Data lines:
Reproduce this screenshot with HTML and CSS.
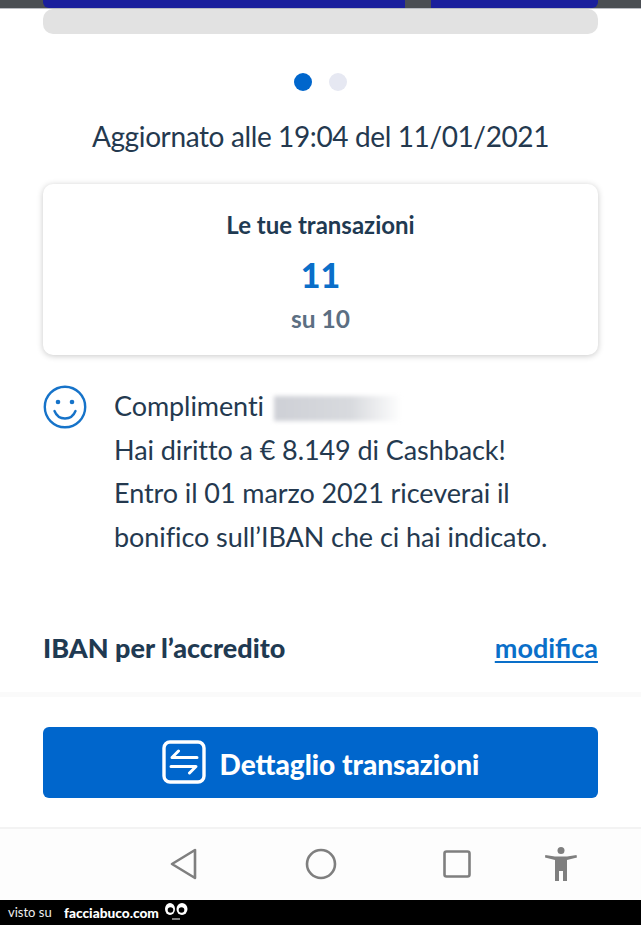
FILE: index.html
```html
<!DOCTYPE html>
<html lang="it">
<head>
<meta charset="utf-8">
<title>Cashback</title>
<link rel="stylesheet" href="styles.css">
</head>
<body>
<div class="page">
  <div class="strip">
    <div class="banner banner-main"></div>
    <div class="banner banner-next"></div>
  </div>
  <div class="skeleton"></div>
  <div class="dots"><span class="dot dot-on"></span><span class="dot"></span></div>
  <p class="updated">Aggiornato alle 19:04 del 11/01/2021</p>
  <section class="card">
    <h2 class="card-title">Le tue transazioni</h2>
    <div class="card-count">11</div>
    <div class="card-of">su 10</div>
  </section>
  <section class="message">
    <svg class="smile" viewBox="0 0 44 44" width="44" height="44" aria-hidden="true">
      <circle cx="22" cy="22" r="20.2" fill="none" stroke="#1673c9" stroke-width="2.4"/>
      <circle cx="15" cy="17" r="2.3" fill="#1673c9"/>
      <circle cx="29" cy="17" r="2.3" fill="#1673c9"/>
      <path d="M11.5 26c2 5 6 7.500 10.500 7.500S30.500 31 32.500 26" fill="none" stroke="#1673c9" stroke-width="2.400" stroke-linecap="round"/>
    </svg>
    <p class="message-text">Complimenti <span class="blurred"></span><br>Hai diritto a € 8.149 di Cashback!<br>Entro il 01 marzo 2021 riceverai il<br>bonifico sull’IBAN che ci hai indicato.</p>
  </section>
  <div class="iban">
    <strong class="iban-label">IBAN per l’accredito</strong>
    <a class="iban-link" href="#">modifica</a>
  </div>
  <div class="action">
    <button class="cta" type="button">
      <svg class="cta-icon" viewBox="0 0 44 44" width="44" height="44" aria-hidden="true">
        <rect x="2" y="2" width="40" height="40" rx="6" fill="none" stroke="#fff" stroke-width="3.400"/>
        <path d="M35 17.500H10l6.500-6.500M9 26.500h25l-6.500 6.500" fill="none" stroke="#fff" stroke-width="3" stroke-linecap="round" stroke-linejoin="round"/>
      </svg>
      <span>Dettaglio transazioni</span>
    </button>
  </div>
  <nav class="navbar">
    <svg class="nav-back" viewBox="0 0 27 32" width="27" height="32" aria-hidden="true"><path d="M25 2v28L2 16z" fill="none" stroke="#7f7f7f" stroke-width="2.600" stroke-linejoin="round"/></svg>
    <svg class="nav-home" viewBox="0 0 32 32" width="32" height="32" aria-hidden="true"><circle cx="16" cy="16" r="14" fill="none" stroke="#7f7f7f" stroke-width="2.600"/></svg>
    <svg class="nav-recent" viewBox="0 0 28 28" width="28" height="28" aria-hidden="true"><rect x="1.500" y="1.500" width="25" height="25" rx="2" fill="none" stroke="#7f7f7f" stroke-width="2.600"/></svg>
    <svg class="nav-access" viewBox="0 0 32 36" width="32" height="36" aria-hidden="true"><circle cx="16" cy="3.500" r="3.500" fill="#7f7f7f"/><path d="M.300 8L10 9.500h12L31.500 8l.500 2.500L22 13v21h-4V24h-4v10h-4V13L0 10.500z" fill="#7f7f7f"/></svg>
  </nav>
  <footer class="footer">
    <span class="visto">visto su</span>
    <span class="brand">facciabuco.com</span>
    <svg class="eyes" viewBox="0 0 24 20" width="24" height="20" aria-hidden="true">
      <ellipse cx="6" cy="6" rx="5" ry="6" fill="#fff"/><ellipse cx="18" cy="6" rx="5.500" ry="6" fill="#fff"/>
      <circle cx="6.500" cy="7" r="2.800" fill="#000"/><circle cx="17.500" cy="7" r="2.800" fill="#000"/>
      <path d="M8 16h8" stroke="#aaa" stroke-width="1.500"/>
    </svg>
  </footer>
</div>
</body>
</html>
```
FILE: styles.css
```css
* { box-sizing: border-box; }
html, body { margin: 0; padding: 0; background: #fff; }
body { font-family: "Lato", "Liberation Sans", sans-serif; color: #1f3a52; }
.page { width: 641px; height: 925px; display: flex; flex-direction: column; overflow: hidden; }
.strip { height: 9px; background: #4a4e53; border-bottom: 1px solid #b9bcc2; display: flex; padding-left: 43px; padding-right: 43px; gap: 26px; flex: none; }
.banner { height: 8px; background: #1a1f9c; }
.banner-main { width: 362px; border-bottom-left-radius: 6px; }
.banner-next { flex: 1; border-bottom-right-radius: 6px; }
.skeleton { height: 25px; margin: 0 43px; background: #e2e2e2; border-radius: 10px; flex: none; }
.dots { display: flex; justify-content: center; gap: 17px; margin-top: 39px; height: 18px; padding-right: 1px; flex: none; }
.dot { width: 18px; height: 18px; border-radius: 50%; background: #e6e8f2; }
.dot-on { background: #0066cc; }
.updated { margin: 25px 0 0; height: 40px; line-height: 40px; font-size: 28px; letter-spacing: -.38px; text-align: center; color: #24394f; flex: none; }
.card { margin: 28px 43px 0; height: 171px; border-radius: 10px; background: #fff; box-shadow: 0 1px 6px rgba(0, 0, 0, .22); display: flex; flex-direction: column; align-items: center; flex: none; }
.card-title { margin: 26px 0 0; font-size: 24px; line-height: 30px; font-weight: 700; color: #1f3a52; }
.card-count { margin-top: 14px; font-size: 34px; line-height: 42px; font-weight: 900; color: #0a6fc9; }
.card-of { margin-top: 8px; font-size: 24.500px; line-height: 30px; font-weight: 700; color: #5c6f82; }
.message { display: flex; align-items: flex-start; margin: 28px 43px 0; gap: 27px; flex: none; }
.smile { flex: none; margin-top: 2px; }
.message-text { margin: 1px 0 0; font-size: 27px; line-height: 43.7px; letter-spacing: -.08px; color: #24394f; white-space: nowrap; }
.blurred { display: inline-block; width: 128px; height: 25px; margin-left: 3px; vertical-align: -5px; background: linear-gradient(90deg, #ced0d6 0, #d8dade 60%, #fff 100%); filter: blur(2px); }
.iban { display: flex; justify-content: space-between; align-items: center; margin: 69px 43px 0; height: 40px; flex: none; }
.iban-label { font-size: 27px; font-weight: 900; color: #1f3a52; }
.iban-link { font-size: 27px; font-weight: 700; color: #0a6fc9; text-decoration: underline; text-decoration-thickness: 2px; text-underline-offset: 3px; }
.action { margin-top: 24px; height: 135px; border-top: 5px solid #fafafa; padding: 30px 43px 0; flex: none; }
.cta { width: 100%; height: 71px; border: 0; border-radius: 6px; background: #0066cc; color: #fff; font: 900 28px "Lato", "Liberation Sans", sans-serif; display: flex; align-items: center; justify-content: center; gap: 14px; padding: 0; }
.cta span { margin-top: 3px; }
.navbar { position: relative; height: 73px; background: #fdfdfd; border-top: 2px solid #f3f3f3; flex: none; }
.navbar svg { position: absolute; }
.nav-back { left: 170px; top: 19px; }
.nav-home { left: 305px; top: 19px; }
.nav-recent { left: 443px; top: 21px; }
.nav-access { left: 545px; top: 18px; }
.footer { height: 25px; background: #000; color: #fff; display: flex; align-items: center; padding-left: 8px; flex: none; }
.visto { font-size: 13px; width: 56px; color: #eee; }
.brand { font-size: 13.700px; font-weight: 900; }
.eyes { margin: 1px 0 0 5px; }
```
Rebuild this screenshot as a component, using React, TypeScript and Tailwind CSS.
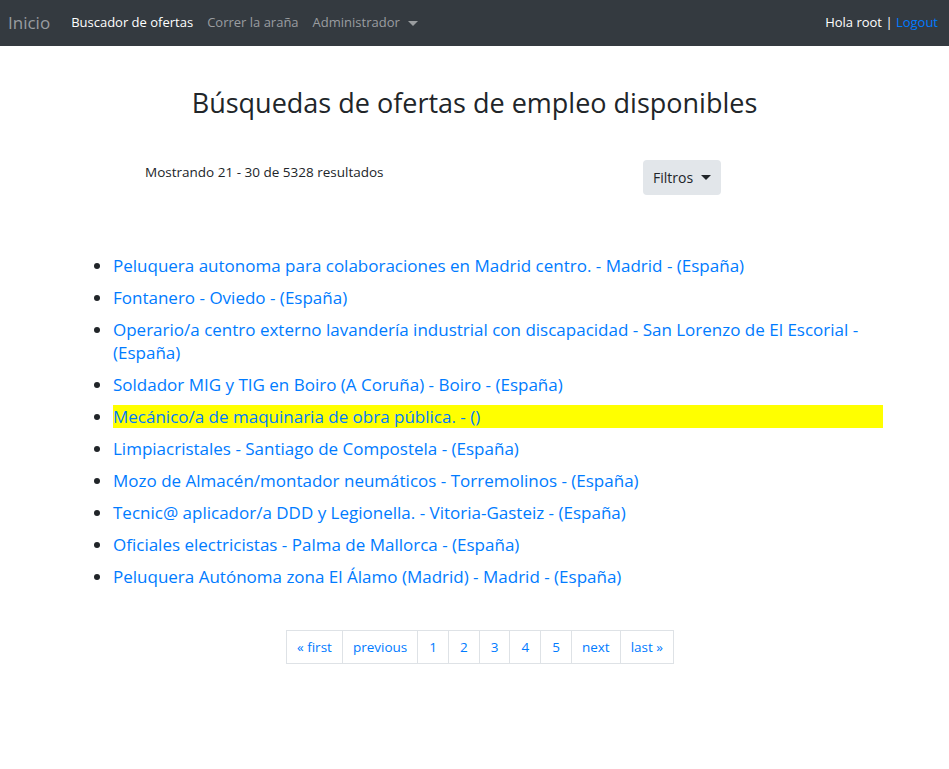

Exercise description:
Without including any pictures, print all of the material exactly as given.

Task result:
Reproduce this screenshot with HTML and CSS.
FILE: index.html
```html
<!DOCTYPE html>
<html lang="it">
<head>
<meta charset="utf-8">
<title>Cashback</title>
<link rel="stylesheet" href="styles.css">
</head>
<body>
<div class="page">
  <div class="strip">
    <div class="banner banner-main"></div>
    <div class="banner banner-next"></div>
  </div>
  <div class="skeleton"></div>
  <div class="dots"><span class="dot dot-on"></span><span class="dot"></span></div>
  <p class="updated">Aggiornato alle 19:04 del 11/01/2021</p>
  <section class="card">
    <h2 class="card-title">Le tue transazioni</h2>
    <div class="card-count">11</div>
    <div class="card-of">su 10</div>
  </section>
  <section class="message">
    <svg class="smile" viewBox="0 0 44 44" width="44" height="44" aria-hidden="true">
      <circle cx="22" cy="22" r="20.2" fill="none" stroke="#1673c9" stroke-width="2.4"/>
      <circle cx="15" cy="17" r="2.3" fill="#1673c9"/>
      <circle cx="29" cy="17" r="2.3" fill="#1673c9"/>
      <path d="M11.5 26c2 5 6 7.500 10.500 7.500S30.500 31 32.500 26" fill="none" stroke="#1673c9" stroke-width="2.400" stroke-linecap="round"/>
    </svg>
    <p class="message-text">Complimenti <span class="blurred"></span><br>Hai diritto a € 8.149 di Cashback!<br>Entro il 01 marzo 2021 riceverai il<br>bonifico sull’IBAN che ci hai indicato.</p>
  </section>
  <div class="iban">
    <strong class="iban-label">IBAN per l’accredito</strong>
    <a class="iban-link" href="#">modifica</a>
  </div>
  <div class="action">
    <button class="cta" type="button">
      <svg class="cta-icon" viewBox="0 0 44 44" width="44" height="44" aria-hidden="true">
        <rect x="2" y="2" width="40" height="40" rx="6" fill="none" stroke="#fff" stroke-width="3.400"/>
        <path d="M35 17.500H10l6.500-6.500M9 26.500h25l-6.500 6.500" fill="none" stroke="#fff" stroke-width="3" stroke-linecap="round" stroke-linejoin="round"/>
      </svg>
      <span>Dettaglio transazioni</span>
    </button>
  </div>
  <nav class="navbar">
    <svg class="nav-back" viewBox="0 0 27 32" width="27" height="32" aria-hidden="true"><path d="M25 2v28L2 16z" fill="none" stroke="#7f7f7f" stroke-width="2.600" stroke-linejoin="round"/></svg>
    <svg class="nav-home" viewBox="0 0 32 32" width="32" height="32" aria-hidden="true"><circle cx="16" cy="16" r="14" fill="none" stroke="#7f7f7f" stroke-width="2.600"/></svg>
    <svg class="nav-recent" viewBox="0 0 28 28" width="28" height="28" aria-hidden="true"><rect x="1.500" y="1.500" width="25" height="25" rx="2" fill="none" stroke="#7f7f7f" stroke-width="2.600"/></svg>
    <svg class="nav-access" viewBox="0 0 32 36" width="32" height="36" aria-hidden="true"><circle cx="16" cy="3.500" r="3.500" fill="#7f7f7f"/><path d="M.300 8L10 9.500h12L31.500 8l.500 2.500L22 13v21h-4V24h-4v10h-4V13L0 10.500z" fill="#7f7f7f"/></svg>
  </nav>
  <footer class="footer">
    <span class="visto">visto su</span>
    <span class="brand">facciabuco.com</span>
    <svg class="eyes" viewBox="0 0 24 20" width="24" height="20" aria-hidden="true">
      <ellipse cx="6" cy="6" rx="5" ry="6" fill="#fff"/><ellipse cx="18" cy="6" rx="5.500" ry="6" fill="#fff"/>
      <circle cx="6.500" cy="7" r="2.800" fill="#000"/><circle cx="17.500" cy="7" r="2.800" fill="#000"/>
      <path d="M8 16h8" stroke="#aaa" stroke-width="1.500"/>
    </svg>
  </footer>
</div>
</body>
</html>
```
FILE: styles.css
```css
* { box-sizing: border-box; }
html, body { margin: 0; padding: 0; background: #fff; }
body { font-family: "Lato", "Liberation Sans", sans-serif; color: #1f3a52; }
.page { width: 641px; height: 925px; display: flex; flex-direction: column; overflow: hidden; }
.strip { height: 9px; background: #4a4e53; border-bottom: 1px solid #b9bcc2; display: flex; padding-left: 43px; padding-right: 43px; gap: 26px; flex: none; }
.banner { height: 8px; background: #1a1f9c; }
.banner-main { width: 362px; border-bottom-left-radius: 6px; }
.banner-next { flex: 1; border-bottom-right-radius: 6px; }
.skeleton { height: 25px; margin: 0 43px; background: #e2e2e2; border-radius: 10px; flex: none; }
.dots { display: flex; justify-content: center; gap: 17px; margin-top: 39px; height: 18px; padding-right: 1px; flex: none; }
.dot { width: 18px; height: 18px; border-radius: 50%; background: #e6e8f2; }
.dot-on { background: #0066cc; }
.updated { margin: 25px 0 0; height: 40px; line-height: 40px; font-size: 28px; letter-spacing: -.38px; text-align: center; color: #24394f; flex: none; }
.card { margin: 28px 43px 0; height: 171px; border-radius: 10px; background: #fff; box-shadow: 0 1px 6px rgba(0, 0, 0, .22); display: flex; flex-direction: column; align-items: center; flex: none; }
.card-title { margin: 26px 0 0; font-size: 24px; line-height: 30px; font-weight: 700; color: #1f3a52; }
.card-count { margin-top: 14px; font-size: 34px; line-height: 42px; font-weight: 900; color: #0a6fc9; }
.card-of { margin-top: 8px; font-size: 24.500px; line-height: 30px; font-weight: 700; color: #5c6f82; }
.message { display: flex; align-items: flex-start; margin: 28px 43px 0; gap: 27px; flex: none; }
.smile { flex: none; margin-top: 2px; }
.message-text { margin: 1px 0 0; font-size: 27px; line-height: 43.7px; letter-spacing: -.08px; color: #24394f; white-space: nowrap; }
.blurred { display: inline-block; width: 128px; height: 25px; margin-left: 3px; vertical-align: -5px; background: linear-gradient(90deg, #ced0d6 0, #d8dade 60%, #fff 100%); filter: blur(2px); }
.iban { display: flex; justify-content: space-between; align-items: center; margin: 69px 43px 0; height: 40px; flex: none; }
.iban-label { font-size: 27px; font-weight: 900; color: #1f3a52; }
.iban-link { font-size: 27px; font-weight: 700; color: #0a6fc9; text-decoration: underline; text-decoration-thickness: 2px; text-underline-offset: 3px; }
.action { margin-top: 24px; height: 135px; border-top: 5px solid #fafafa; padding: 30px 43px 0; flex: none; }
.cta { width: 100%; height: 71px; border: 0; border-radius: 6px; background: #0066cc; color: #fff; font: 900 28px "Lato", "Liberation Sans", sans-serif; display: flex; align-items: center; justify-content: center; gap: 14px; padding: 0; }
.cta span { margin-top: 3px; }
.navbar { position: relative; height: 73px; background: #fdfdfd; border-top: 2px solid #f3f3f3; flex: none; }
.navbar svg { position: absolute; }
.nav-back { left: 170px; top: 19px; }
.nav-home { left: 305px; top: 19px; }
.nav-recent { left: 443px; top: 21px; }
.nav-access { left: 545px; top: 18px; }
.footer { height: 25px; background: #000; color: #fff; display: flex; align-items: center; padding-left: 8px; flex: none; }
.visto { font-size: 13px; width: 56px; color: #eee; }
.brand { font-size: 13.700px; font-weight: 900; }
.eyes { margin: 1px 0 0 5px; }
```
Rebuild this screenshot as a component, using React, TypeScript and Tailwind CSS.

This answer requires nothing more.